Karthik Divi
·3 min read

Scheme Online Compiler - Run Scheme Code Online

Scheme is a minimalist Lisp. Where Common Lisp gives you everything and the kitchen sink, Scheme gives you a handful of primitives and says "build what you need." The entire language spec fits in about 50 pages. That constraint is the point.

If you have read "Structure and Interpretation of Computer Programs" (SICP), you have written Scheme. MIT used it for decades to teach introductory computer science, and there is a reason: Scheme strips away syntactic noise and lets you focus on ideas like recursion, abstraction, and computation itself.

Running Scheme in a browser

Setting up a local Scheme interpreter means choosing between implementations (Guile, Chez Scheme, MIT/GNU Scheme, Chicken), installing it, and figuring out the REPL. For learning or quick experiments, that is a lot of overhead for a language whose whole philosophy is simplicity.

An online Scheme compiler lets you type code and run it. That is closer to Scheme's spirit than fussing with installation.

When it helps most:

  • Working through SICP exercises chapter by chapter
  • Testing a recursive function to make sure your base case is right
  • Comparing iterative vs recursive processes
  • Teaching someone what tail-call optimization actually means
  • Checking if your function works before submitting a homework assignment

Tail calls done right

Scheme is one of the few languages that guarantees tail-call optimization. A tail-recursive function runs in constant stack space, no matter how deep the recursion goes. This is not an implementation detail -- it is part of the language standard.

Here is a classic example showing the difference:

;; Recursive factorial -- builds up stack frames
(define (factorial-recursive n)
  (if (= n 0)
      1
      (* n (factorial-recursive (- n 1)))))

;; Tail-recursive factorial -- constant stack space
(define (factorial n)
  (define (iter product counter)
    (if (> counter n)
        product
        (iter (* product counter) (+ counter 1))))
  (iter 1 1))

(display "Recursive: ")
(display (factorial-recursive 10))
(newline)

(display "Tail-recursive: ")
(display (factorial 10))
(newline)

;; Both produce 3628800, but the tail-recursive version
;; could handle (factorial 1000000) without stack overflow

The first version creates n stack frames. The second version uses an accumulator and makes a tail call, so Scheme transforms it into a loop internally. Same result, fundamentally different execution. Understanding this difference is one of the key lessons in SICP.

Why Scheme still matters

Scheme is not a language you build production systems in (usually). It is a language that teaches you to think. Concepts you pick up in Scheme -- closures, first-class functions, recursive decomposition, environment models -- transfer directly to every other language you will use.
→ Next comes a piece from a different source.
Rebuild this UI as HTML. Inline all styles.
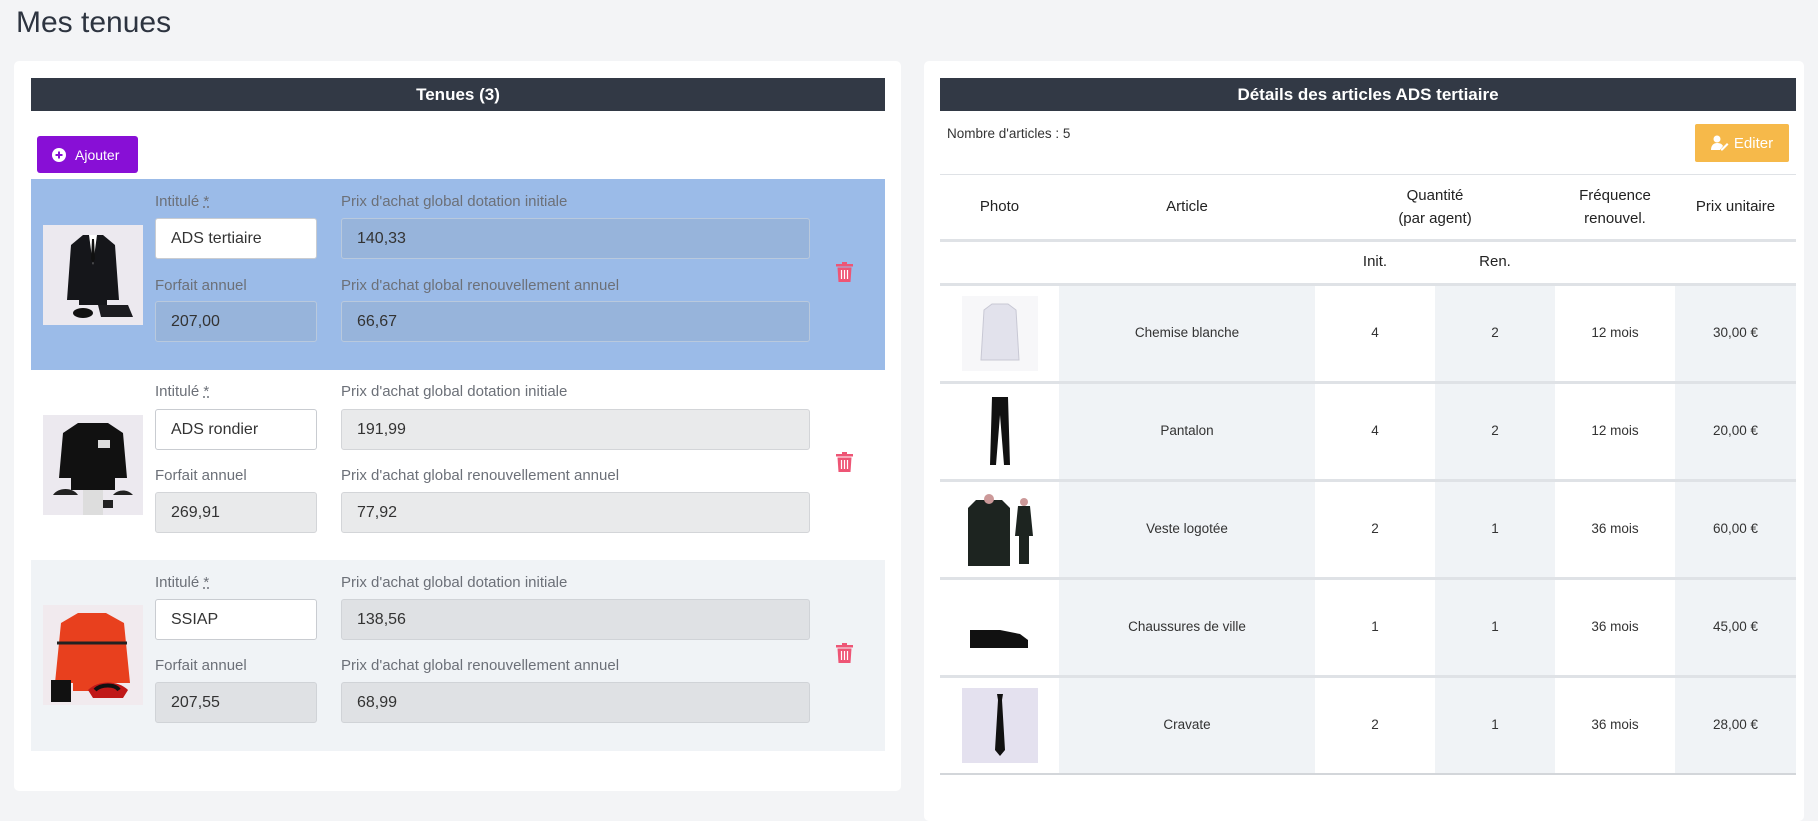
<!DOCTYPE html>
<html><head><meta charset="utf-8">
<style>
*{box-sizing:border-box;margin:0;padding:0}
body{width:1818px;height:800px;background:#f3f4f6;font-family:"Liberation Sans",sans-serif;position:relative;overflow:hidden;color:#333}
.a{position:absolute}
.card{position:absolute;background:#fff;border-radius:5px}
.bar{position:absolute;background:#323945;color:#fff;font-weight:bold;font-size:17px;display:flex;align-items:center;justify-content:center}
.lbl{position:absolute;font-size:15px;color:#6c7078}
.inp{position:absolute;border:1px solid #c9ccd1;border-radius:3px;font-size:16px;padding-left:15px;display:flex;align-items:center;color:#333}
.row{position:absolute;left:31px;width:854px;height:191px}
.th{position:absolute;font-size:15px;color:#222;text-align:center;line-height:23px}
.td{position:absolute;font-size:13.5px;color:#333;text-align:center}
.col{position:absolute;top:284px;height:490px;background:#f0f3f6}
.hl{position:absolute;left:940px;width:856px;background:#dfe2e6}
</style></head><body>
<div class="a" style="left:16px;top:6px;font-size:30px;color:#2d3440">Mes tenues</div>

<div class="card" style="left:14px;top:61px;width:887px;height:730px"></div>
<div class="card" style="left:924px;top:61px;width:880px;height:760px"></div>

<div class="bar" style="left:31px;top:78px;width:854px;height:33px">Tenues (3)</div>
<div class="a" style="left:37px;top:136px;width:101px;height:37px;background:#880fd6;border-radius:3px;color:#fff;font-size:14px;display:flex;align-items:center;padding-left:15px">
<svg width="14" height="14" viewBox="0 0 14 14" style="margin-right:9px"><circle cx="7" cy="7" r="7" fill="#fff"/><path d="M7 3.5v7M3.5 7h7" stroke="#880fd6" stroke-width="2"/></svg>Ajouter</div>

<!-- rows -->
<div class="row" style="top:179px;background:#9bbbe8"></div>
<div class="row" style="top:370px;background:#fff"></div>
<div class="row" style="top:560px;background:#f0f3f6"></div>

<!-- row 1 -->
<svg class="a" style="left:43px;top:225px" width="100" height="100" viewBox="0 0 100 100"><rect width="100" height="100" fill="#ece9ef"/><path d="M40 10h20l12 10 4 55h-12v5H36v-5H24l4-55z" fill="#15161a"/><path d="M46 10l4 30 4-30z" fill="#fff"/><path d="M49 14h2l1 20-2 4-2-4z" fill="#111"/><ellipse cx="40" cy="88" rx="10" ry="5" fill="#111"/><path d="M55 80h30l5 12H58z" fill="#1c1c20"/></svg>
<div class="lbl" style="left:155px;top:193px">Intitulé <u style="text-decoration-style:dotted">*</u></div>
<div class="inp" style="left:155px;top:218px;width:162px;height:41px;background:#fff">ADS tertiaire</div>
<div class="lbl" style="left:341px;top:193px">Prix d'achat global dotation initiale</div>
<div class="inp" style="left:341px;top:218px;width:469px;height:41px;background:#97b4db;border-color:#b9c9dd">140,33</div>
<div class="lbl" style="left:155px;top:277px">Forfait annuel</div>
<div class="inp" style="left:155px;top:301px;width:162px;height:41px;background:#97b4db;border-color:#b9c9dd">207,00</div>
<div class="lbl" style="left:341px;top:277px">Prix d'achat global renouvellement annuel</div>
<div class="inp" style="left:341px;top:301px;width:469px;height:41px;background:#97b4db;border-color:#b9c9dd">66,67</div>

<!-- row 2 -->
<svg class="a" style="left:43px;top:415px" width="100" height="100" viewBox="0 0 100 100"><rect width="100" height="100" fill="#ece9ef"/><path d="M35 8h30l15 10 4 45H72v12H28V63H16l4-45z" fill="#111"/><rect x="55" y="25" width="12" height="8" fill="#ddd"/><path d="M10 80c5-8 20-8 25 0z M40 85h30v8H40z M70 80c5-6 15-6 20 0z" fill="#222"/><rect x="40" y="75" width="20" height="25" fill="#ddd"/></svg>
<div class="lbl" style="left:155px;top:383px">Intitulé <u style="text-decoration-style:dotted">*</u></div>
<div class="inp" style="left:155px;top:409px;width:162px;height:41px;background:#fff">ADS rondier</div>
<div class="lbl" style="left:341px;top:383px">Prix d'achat global dotation initiale</div>
<div class="inp" style="left:341px;top:409px;width:469px;height:41px;background:#e9eaeb;border-color:#d3d5d8">191,99</div>
<div class="lbl" style="left:155px;top:467px">Forfait annuel</div>
<div class="inp" style="left:155px;top:492px;width:162px;height:41px;background:#e9eaeb;border-color:#d3d5d8">269,91</div>
<div class="lbl" style="left:341px;top:467px">Prix d'achat global renouvellement annuel</div>
<div class="inp" style="left:341px;top:492px;width:469px;height:41px;background:#e9eaeb;border-color:#d3d5d8">77,92</div>

<!-- row 3 -->
<svg class="a" style="left:43px;top:605px" width="100" height="100" viewBox="0 0 100 100"><rect width="100" height="100" fill="#f1eaee"/><path d="M35 8h28l18 10 6 60H70v8H30v-8H12l6-60z" fill="#e8401e"/><path d="M14 38h70" stroke="#222" stroke-width="3"/><path d="M8 75h20v22H8z" fill="#111"/><path d="M45 85c10-10 30-10 40 0l-5 8H50z" fill="#c01818"/><path d="M52 85c6-6 20-6 24 0" stroke="#111" stroke-width="4" fill="none"/></svg>
<div class="lbl" style="left:155px;top:574px">Intitulé <u style="text-decoration-style:dotted">*</u></div>
<div class="inp" style="left:155px;top:599px;width:162px;height:41px;background:#fff">SSIAP</div>
<div class="lbl" style="left:341px;top:574px">Prix d'achat global dotation initiale</div>
<div class="inp" style="left:341px;top:599px;width:469px;height:41px;background:#dfe1e4;border-color:#d0d3d7">138,56</div>
<div class="lbl" style="left:155px;top:657px">Forfait annuel</div>
<div class="inp" style="left:155px;top:682px;width:162px;height:41px;background:#dfe1e4;border-color:#d0d3d7">207,55</div>
<div class="lbl" style="left:341px;top:657px">Prix d'achat global renouvellement annuel</div>
<div class="inp" style="left:341px;top:682px;width:469px;height:41px;background:#dfe1e4;border-color:#d0d3d7">68,99</div>

<!-- trash icons -->
<svg class="a" style="left:836px;top:262px" width="17" height="20" viewBox="0 0 17 20"><path d="M6 0h5v2h6v2.5H0V2h6z" fill="#ee5575"/><path d="M1.5 5.5h14l-1 14.5h-12z" fill="#ee5575"/><path d="M5.5 8v9M8.5 8v9M11.5 8v9" stroke="#fff" stroke-width="1.2"/></svg>
<svg class="a" style="left:836px;top:452px" width="17" height="20" viewBox="0 0 17 20"><path d="M6 0h5v2h6v2.5H0V2h6z" fill="#ee5575"/><path d="M1.5 5.5h14l-1 14.5h-12z" fill="#ee5575"/><path d="M5.5 8v9M8.5 8v9M11.5 8v9" stroke="#fff" stroke-width="1.2"/></svg>
<svg class="a" style="left:836px;top:643px" width="17" height="20" viewBox="0 0 17 20"><path d="M6 0h5v2h6v2.5H0V2h6z" fill="#ee5575"/><path d="M1.5 5.5h14l-1 14.5h-12z" fill="#ee5575"/><path d="M5.5 8v9M8.5 8v9M11.5 8v9" stroke="#fff" stroke-width="1.2"/></svg>

<!-- right -->
<div class="bar" style="left:940px;top:78px;width:856px;height:33px">Détails des articles ADS tertiaire</div>
<div class="a" style="left:947px;top:126px;font-size:13.5px;color:#333">Nombre d'articles : 5</div>
<div class="a" style="left:1695px;top:124px;width:94px;height:38px;background:#f6b94a;border-radius:2px;color:#fff;font-size:15px;display:flex;align-items:center;justify-content:center">
<svg width="18" height="16" viewBox="0 0 18 16" style="margin-right:5px"><circle cx="6" cy="4" r="3.5" fill="#fff"/><path d="M0 15c0-5 3-7 6-7s5 1 6 3l-3 4z" fill="#fff"/><path d="M10 14l6-6 1.5 1.5-6 6H10z" fill="#fff"/></svg>Editer</div>

<div class="col" style="left:1059px;width:256px"></div>
<div class="col" style="left:1435px;width:120px"></div>
<div class="col" style="left:1675px;width:121px"></div>

<div class="hl" style="top:174px;height:1px"></div>
<div class="hl" style="top:239px;height:3px"></div>
<div class="hl" style="top:283px;height:3px"></div>
<div class="hl" style="top:381px;height:3px"></div>
<div class="hl" style="top:479px;height:3px"></div>
<div class="hl" style="top:577px;height:3px"></div>
<div class="hl" style="top:675px;height:3px"></div>
<div class="hl" style="top:773px;height:2px;background:#d3d6da"></div>

<div class="th" style="left:940px;width:119px;top:195px">Photo</div>
<div class="th" style="left:1059px;width:256px;top:195px">Article</div>
<div class="th" style="left:1315px;width:240px;top:184px">Quantité<br>(par agent)</div>
<div class="th" style="left:1555px;width:120px;top:184px">Fréquence<br>renouvel.</div>
<div class="th" style="left:1675px;width:121px;top:195px">Prix unitaire</div>
<div class="th" style="left:1315px;width:120px;top:250px">Init.</div>
<div class="th" style="left:1435px;width:120px;top:250px">Ren.</div>

<!-- table rows: centers at 333, 431, 529, 627, 725 -->
<svg class="a" style="left:962px;top:296px" width="76" height="75" viewBox="0 0 76 75"><rect width="76" height="75" fill="#f7f7f9"/><path d="M30 8h16l8 6 3 50H19l3-50z" fill="#e2e2ec" stroke="#c8c8d4"/></svg>
<svg class="a" style="left:962px;top:394px" width="76" height="75" viewBox="0 0 76 75"><rect width="76" height="75" fill="#fff"/><path d="M30 3h16l2 68h-6l-4-50-4 50h-6z" fill="#111"/></svg>
<svg class="a" style="left:962px;top:492px" width="76" height="75" viewBox="0 0 76 75"><rect width="76" height="75" fill="#fff"/><path d="M14 8h26l8 8v58H6V16z" fill="#1d2420"/><circle cx="27" cy="7" r="5" fill="#c99"/><path d="M56 14h12l3 30h-4v28h-10V44h-4z" fill="#1d2420"/><circle cx="62" cy="10" r="4" fill="#c99"/></svg>
<svg class="a" style="left:962px;top:590px" width="76" height="75" viewBox="0 0 76 75"><rect width="76" height="75" fill="#fff"/><path d="M8 40h30l20 4 8 6v8H8z" fill="#111"/></svg>
<svg class="a" style="left:962px;top:688px" width="76" height="75" viewBox="0 0 76 75"><rect width="76" height="75" fill="#e4e1ef"/><path d="M35 6h6l-1 6 3 50-5 6-5-6 3-50z" fill="#111"/></svg>

<div class="td" style="left:1059px;width:256px;top:325px">Chemise blanche</div>
<div class="td" style="left:1315px;width:120px;top:325px">4</div>
<div class="td" style="left:1435px;width:120px;top:325px">2</div>
<div class="td" style="left:1555px;width:120px;top:325px">12 mois</div>
<div class="td" style="left:1675px;width:121px;top:325px">30,00 €</div>

<div class="td" style="left:1059px;width:256px;top:423px">Pantalon</div>
<div class="td" style="left:1315px;width:120px;top:423px">4</div>
<div class="td" style="left:1435px;width:120px;top:423px">2</div>
<div class="td" style="left:1555px;width:120px;top:423px">12 mois</div>
<div class="td" style="left:1675px;width:121px;top:423px">20,00 €</div>

<div class="td" style="left:1059px;width:256px;top:521px">Veste logotée</div>
<div class="td" style="left:1315px;width:120px;top:521px">2</div>
<div class="td" style="left:1435px;width:120px;top:521px">1</div>
<div class="td" style="left:1555px;width:120px;top:521px">36 mois</div>
<div class="td" style="left:1675px;width:121px;top:521px">60,00 €</div>

<div class="td" style="left:1059px;width:256px;top:619px">Chaussures de ville</div>
<div class="td" style="left:1315px;width:120px;top:619px">1</div>
<div class="td" style="left:1435px;width:120px;top:619px">1</div>
<div class="td" style="left:1555px;width:120px;top:619px">36 mois</div>
<div class="td" style="left:1675px;width:121px;top:619px">45,00 €</div>

<div class="td" style="left:1059px;width:256px;top:717px">Cravate</div>
<div class="td" style="left:1315px;width:120px;top:717px">2</div>
<div class="td" style="left:1435px;width:120px;top:717px">1</div>
<div class="td" style="left:1555px;width:120px;top:717px">36 mois</div>
<div class="td" style="left:1675px;width:121px;top:717px">28,00 €</div>
</body></html>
The minimalism forces you to build abstractions from scratch instead of reaching for a library. When you implement map yourself, you actually understand what map does. When you build a simple evaluator, you understand how languages work.

Scheme on OneCompiler

OneCompiler's Scheme environment puts a working Scheme interpreter in your browser. No installation, no choosing between implementations, no configuring a REPL.

What makes it practical:

  • Immediate execution. Write a function, test it, refine it.
  • Standard Scheme primitives are available -- define, lambda, let, cond, list operations, all of it.
  • Share your code via URL. Useful for study groups or when posting a solution in a forum.
  • The editor is simple, which matches Scheme itself.

If you are working through SICP, taking a programming languages course, or revisiting CS fundamentals, this gives you a Scheme environment with zero friction.